** Dataset extract **

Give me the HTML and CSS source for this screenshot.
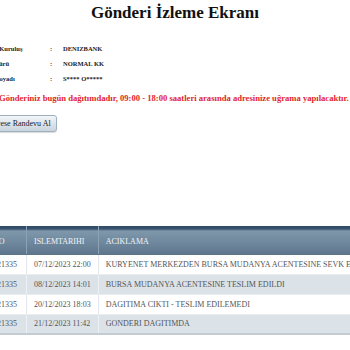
FILE: index.html
```html
<!DOCTYPE html>
<html lang="tr">
  <head>
    <meta charset="UTF-8" />
    <title>Gönderi İzleme Ekranı</title>
    <link rel="stylesheet" href="styles.css">
  </head>
  <body>
    <h1 class="title">Gönderi İzleme Ekranı</h1>
    <main class="page">
      <div class="info">
        <span class="info-label">Gönderen Kuruluş</span>
        <span class="info-sep">:</span>
        <span class="info-value">DENIZBANK</span>
        <span class="info-label">Gönderi Türü</span>
        <span class="info-sep">:</span>
        <span class="info-value">NORMAL KK</span>
        <span class="info-label">Alıcı Adı Soyadı</span>
        <span class="info-sep">:</span>
        <span class="info-value">S**** O*****</span>
      </div>

      <p class="notice">Gönderiniz bugün dağıtımdadır, 09:00 - 18:00 saatleri arasında adresinize uğrama yapılacaktır.</p>

      <div class="actions">
        <button class="btn" type="button">Adrese Randevu Al</button>
      </div>

      <table class="moves">
        <tr>
          <th class="col-no">TAKIPNO</th>
          <th class="col-date">ISLEMTARIHI</th>
          <th>ACIKLAMA</th>
        </tr>
        <tr>
          <td>51000021335</td>
          <td>07/12/2023 22:00</td>
          <td>KURYENET MERKEZDEN BURSA MUDANYA ACENTESINE SEVK EDILDI</td>
        </tr>
        <tr class="alt">
          <td>51000021335</td>
          <td>08/12/2023 14:01</td>
          <td>BURSA MUDANYA ACENTESINE TESLIM EDILDI</td>
        </tr>
        <tr>
          <td>51000021335</td>
          <td>20/12/2023 18:03</td>
          <td>DAGITIMA CIKTI - TESLIM EDILEMEDI</td>
        </tr>
        <tr class="alt">
          <td>51000021335</td>
          <td>21/12/2023 11:42</td>
          <td>GONDERI DAGITIMDA</td>
        </tr>
      </table>
    </main>
  </body>
</html>
```

FILE: styles.css
```css
* {
  box-sizing: border-box;
}

html,
body {
  margin: 0;
  width: 350px;
  height: 350px;
  overflow: hidden;
  background: #fff;
  font-family: "Liberation Serif", "Times New Roman", serif;
}

.title {
  margin: 0;
  padding-top: 3px;
  font-size: 17px;
  line-height: 20px;
  text-align: center;
  color: #111;
}

.page {
  margin-left: -34px;
  width: 520px;
}

.info {
  display: grid;
  grid-template-columns: 80px 13px auto;
  margin-top: 18px;
  padding-left: 4px;
  font-size: 6.5px;
  font-weight: bold;
  line-height: 15px;
  color: #222;
}

.notice {
  margin: 5px 0 0;
  padding-left: 33px;
  font-size: 8.6px;
  font-weight: bold;
  line-height: 14px;
  white-space: nowrap;
  color: #e3262d;
}

.actions {
  margin-top: 7px;
  padding-left: 16px;
}

.btn {
  height: 17px;
  padding: 0 5px;
  font-family: inherit;
  font-size: 8px;
  color: #222;
  border: 1px solid #9fb0bf;
  border-radius: 3px;
  background: linear-gradient(#f3f6f8, #dbe3ea 55%, #c9d4de);
  box-shadow: 0 1px 1px rgba(0, 0, 0, 0.15);
}

.moves {
  margin-top: 94px;
  margin-left: -1px;
  width: 620px;
  border-collapse: collapse;
  font-size: 8px;
  color: #555;
}

.moves th {
  height: 28px;
  padding: 3px 7px 0;
  text-align: left;
  font-weight: normal;
  color: #f2f5f8;
  border-left: 1px solid #8da2b4;
  border-bottom: 1px solid #5c7388;
  background: linear-gradient(#2f4863 0, #3a5571 3px, #7f97ab 5px, #6e879c 60%, #5d768b);
}

.moves th.col-no {
  padding-left: 4px;
}

.moves td {
  height: 20px;
  padding: 0 7px;
  border-left: 1px solid #e4e8ec;
  border-bottom: 1px solid #e9edf0;
  white-space: nowrap;
}

.moves tr.alt td {
  background: #dbe2e8;
  border-left-color: #eef1f4;
}

.moves tr:last-child td {
  border-bottom: 2px solid #c3cbd3;
}

.moves .col-no {
  width: 61px;
}

.moves .col-date {
  width: 71px;
}
```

** Directions **
Output the data above without changes, apart from leaving out the pictures.

** In response **
Give me the HTML and CSS source for this screenshot.
FILE: index.html
```html
<!DOCTYPE html>
<html lang="tr">
  <head>
    <meta charset="UTF-8" />
    <title>Gönderi İzleme Ekranı</title>
    <link rel="stylesheet" href="styles.css">
  </head>
  <body>
    <h1 class="title">Gönderi İzleme Ekranı</h1>
    <main class="page">
      <div class="info">
        <span class="info-label">Gönderen Kuruluş</span>
        <span class="info-sep">:</span>
        <span class="info-value">DENIZBANK</span>
        <span class="info-label">Gönderi Türü</span>
        <span class="info-sep">:</span>
        <span class="info-value">NORMAL KK</span>
        <span class="info-label">Alıcı Adı Soyadı</span>
        <span class="info-sep">:</span>
        <span class="info-value">S**** O*****</span>
      </div>

      <p class="notice">Gönderiniz bugün dağıtımdadır, 09:00 - 18:00 saatleri arasında adresinize uğrama yapılacaktır.</p>

      <div class="actions">
        <button class="btn" type="button">Adrese Randevu Al</button>
      </div>

      <table class="moves">
        <tr>
          <th class="col-no">TAKIPNO</th>
          <th class="col-date">ISLEMTARIHI</th>
          <th>ACIKLAMA</th>
        </tr>
        <tr>
          <td>51000021335</td>
          <td>07/12/2023 22:00</td>
          <td>KURYENET MERKEZDEN BURSA MUDANYA ACENTESINE SEVK EDILDI</td>
        </tr>
        <tr class="alt">
          <td>51000021335</td>
          <td>08/12/2023 14:01</td>
          <td>BURSA MUDANYA ACENTESINE TESLIM EDILDI</td>
        </tr>
        <tr>
          <td>51000021335</td>
          <td>20/12/2023 18:03</td>
          <td>DAGITIMA CIKTI - TESLIM EDILEMEDI</td>
        </tr>
        <tr class="alt">
          <td>51000021335</td>
          <td>21/12/2023 11:42</td>
          <td>GONDERI DAGITIMDA</td>
        </tr>
      </table>
    </main>
  </body>
</html>
```

FILE: styles.css
```css
* {
  box-sizing: border-box;
}

html,
body {
  margin: 0;
  width: 350px;
  height: 350px;
  overflow: hidden;
  background: #fff;
  font-family: "Liberation Serif", "Times New Roman", serif;
}

.title {
  margin: 0;
  padding-top: 3px;
  font-size: 17px;
  line-height: 20px;
  text-align: center;
  color: #111;
}

.page {
  margin-left: -34px;
  width: 520px;
}

.info {
  display: grid;
  grid-template-columns: 80px 13px auto;
  margin-top: 18px;
  padding-left: 4px;
  font-size: 6.5px;
  font-weight: bold;
  line-height: 15px;
  color: #222;
}

.notice {
  margin: 5px 0 0;
  padding-left: 33px;
  font-size: 8.6px;
  font-weight: bold;
  line-height: 14px;
  white-space: nowrap;
  color: #e3262d;
}

.actions {
  margin-top: 7px;
  padding-left: 16px;
}

.btn {
  height: 17px;
  padding: 0 5px;
  font-family: inherit;
  font-size: 8px;
  color: #222;
  border: 1px solid #9fb0bf;
  border-radius: 3px;
  background: linear-gradient(#f3f6f8, #dbe3ea 55%, #c9d4de);
  box-shadow: 0 1px 1px rgba(0, 0, 0, 0.15);
}

.moves {
  margin-top: 94px;
  margin-left: -1px;
  width: 620px;
  border-collapse: collapse;
  font-size: 8px;
  color: #555;
}

.moves th {
  height: 28px;
  padding: 3px 7px 0;
  text-align: left;
  font-weight: normal;
  color: #f2f5f8;
  border-left: 1px solid #8da2b4;
  border-bottom: 1px solid #5c7388;
  background: linear-gradient(#2f4863 0, #3a5571 3px, #7f97ab 5px, #6e879c 60%, #5d768b);
}

.moves th.col-no {
  padding-left: 4px;
}

.moves td {
  height: 20px;
  padding: 0 7px;
  border-left: 1px solid #e4e8ec;
  border-bottom: 1px solid #e9edf0;
  white-space: nowrap;
}

.moves tr.alt td {
  background: #dbe2e8;
  border-left-color: #eef1f4;
}

.moves tr:last-child td {
  border-bottom: 2px solid #c3cbd3;
}

.moves .col-no {
  width: 61px;
}

.moves .col-date {
  width: 71px;
}
```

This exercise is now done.